Another thorny question is whether Kerry, Edwards or Dean genuinely favor ending the occupation of Iraq, or whether their policies are conditional on a favorable outcome for American prestige and interests. Despite opposing the war, all these candidates can be expected to keep tens of thousands of US troops in Iraq. All (except the outsider Kucinich) are vulnerable to the familiar accusation that they will 'cut and run.' While they attack Halliburton contracts, none of them so far have questioned Washington's promotion of its handpicked government for the WTO, or the legalized stripping of Iraqis' control of their economy or natural resources. What, one wonders, would enforceable workers' rights look like in Paul Bremer's Iraq?
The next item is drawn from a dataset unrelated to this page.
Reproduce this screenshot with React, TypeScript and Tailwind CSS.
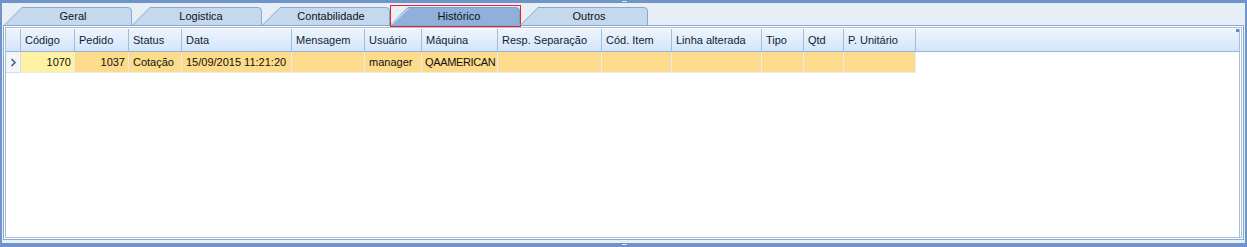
import React from "react";

type Tab = { label: string; w: number; wc: string; sel?: boolean };

const tabs: Tab[] = [
  { label: "Geral", w: 128, wc: "w-[128px]" },
  { label: "Logistica", w: 130, wc: "w-[130px]" },
  { label: "Contabilidade", w: 128, wc: "w-[128px]" },
  { label: "Histórico", w: 130, wc: "w-[130px]", sel: true },
  { label: "Outros", w: 128, wc: "w-[128px]" },
];

type Col = { label: string; wc: string; value: string; right?: boolean; cellBg?: string; tight?: boolean };

const cols: Col[] = [
  { label: "Código", wc: "w-[54px]", value: "1070", right: true, cellBg: "bg-[#fff1a3]" },
  { label: "Pedido", wc: "w-[54px]", value: "1037", right: true },
  { label: "Status", wc: "w-[53px]", value: "Cotação" },
  { label: "Data", wc: "w-[110px]", value: "15/09/2015 11:21:20" },
  { label: "Mensagem", wc: "w-[73px]", value: "" },
  { label: "Usuário", wc: "w-[57px]", value: "manager" },
  { label: "Máquina", wc: "w-[76px]", value: "QAAMERICAN", tight: true },
  { label: "Resp. Separação", wc: "w-[104px]", value: "" },
  { label: "Cód. Item", wc: "w-[70px]", value: "" },
  { label: "Linha alterada", wc: "w-[90px]", value: "" },
  { label: "Tipo", wc: "w-[42px]", value: "" },
  { label: "Qtd", wc: "w-[40px]", value: "" },
  { label: "P. Unitário", wc: "w-[72px]", value: "" },
];

function TabItem({ t }: { t: Tab }) {
  const W = t.w;
  const H = 18;
  const d = `M0.5 ${H} L${18} 0.5 H${W - 4} Q${W - 0.5} 0.5 ${W - 0.5} 4 V${H}`;
  return (
    <div className={`relative h-[18px] shrink-0 ${t.wc}`}>
      <svg className="absolute inset-0" width={W} height={H} viewBox={`0 0 ${W} ${H}`}>
        <path d={d} fill={t.sel ? "#8fb0da" : "#c5d9ee"} stroke={t.sel ? "#7f9fcb" : "#8aa8cf"} strokeWidth="1" />
        {t.sel && <path d={`M1.5 ${H - 0.5} L18.5 1.5`} stroke="#e6eef8" strokeWidth="1" fill="none" />}
      </svg>
      <div className="relative flex w-[138px] justify-center leading-[18px] text-[#111111] whitespace-nowrap">
        {t.label}
      </div>
      {t.sel && (
        <div className="absolute left-0 top-[-2px] h-[22px] w-[131px] border border-[#e8232d]" />
      )}
    </div>
  );
}

export default function App() {
  return (
    <div className="relative flex h-[247px] w-[1247px] flex-col border-l-2 border-r-2 border-t-[3px] border-b-4 border-[#6f95c8] bg-[#e7eef6] font-['Liberation_Sans',Arial,sans-serif] text-[11px] text-[#141414]">
      <span className="absolute left-[620px] top-[-2px] h-[1px] w-[5px] bg-white/80" />
      <span className="absolute bottom-[-2px] left-[620px] h-[1px] w-[5px] bg-white/80" />
      {/* tab strip */}
      <div className="flex h-[22px] shrink-0 items-end pl-[2px]">
        {tabs.map((t) => (
          <TabItem key={t.label} t={t} />
        ))}
      </div>
      {/* panel */}
      <div className="mx-[1px] mb-[3px] flex flex-1 border border-[#8aa7cf] bg-white p-[1px]">
        <div className="flex flex-1 border border-[#a7bedb] pt-[1px]">
          <div className="mr-[1px] flex flex-1 flex-col border-r border-[#a7bedb]">
            {/* header */}
            <div className="flex h-[23px] border-b border-[#9ab4d4] bg-gradient-to-b from-[#edf5fe] to-[#d4e5fa]">
              <div className="w-[15px] shrink-0 border-r border-[#a3bcda]" />
              {cols.map((c) => (
                <div
                  key={c.label}
                  className={`${c.wc} flex shrink-0 items-center overflow-hidden whitespace-nowrap border-r border-[#a3bcda] pl-[4px] text-[#0f1f33]`}
                >
                  {c.label}
                </div>
              ))}
              <div className="relative flex-1">
                <span className="absolute right-0 top-0 h-[3px] w-[3px] bg-[#6a88b0]" />
              </div>
            </div>
            {/* row */}
            <div className="flex h-[21px]">
              <div className="flex w-[15px] shrink-0 items-center justify-center border-b border-r border-[#d3dfee] bg-[#f2f6fb]">
                <svg width="7" height="9" viewBox="0 0 7 9">
                  <path d="M1.5 1 L5 4.5 L1.5 8" stroke="#46658f" strokeWidth="1.7" fill="none" />
                </svg>
              </div>
              {cols.map((c) => (
                <div
                  key={c.label}
                  className={`${c.wc} flex shrink-0 items-center overflow-hidden whitespace-nowrap border-b border-r border-[#e6e9ee] ${c.cellBg ?? "bg-[#fcdb8a]"} ${c.right ? "justify-end pr-[3px]" : c.tight ? "pl-[3px] tracking-[-0.35px]" : "pl-[4px]"} text-[#111111]`}
                >
                  {c.value}
                </div>
              ))}
              <div className="flex-1" />
            </div>
            <div className="flex-1" />
          </div>
        </div>
      </div>
    </div>
  );
}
Only the peace movement can continue pressuring the candidates for clarity and accountability. Only the peace and justice movement can campaign for an alternative to the military and corporate empire envisioned in trade agreements, Pentagon strategic plans, and the extremist dreams of The Weekly Standard. The current presidential candidates only want to reform the American empire, not end it. They, along with the Democratic policy elites, favor 'muscular internationalism.' Only a social movement can pressure to end the occupation outright and, more important, define a long-term post-Empire paradigm for America and argue the case for its benefits. Candidates cannot carry the burdens of movements, just as movements cannot expect magical cures from politicians.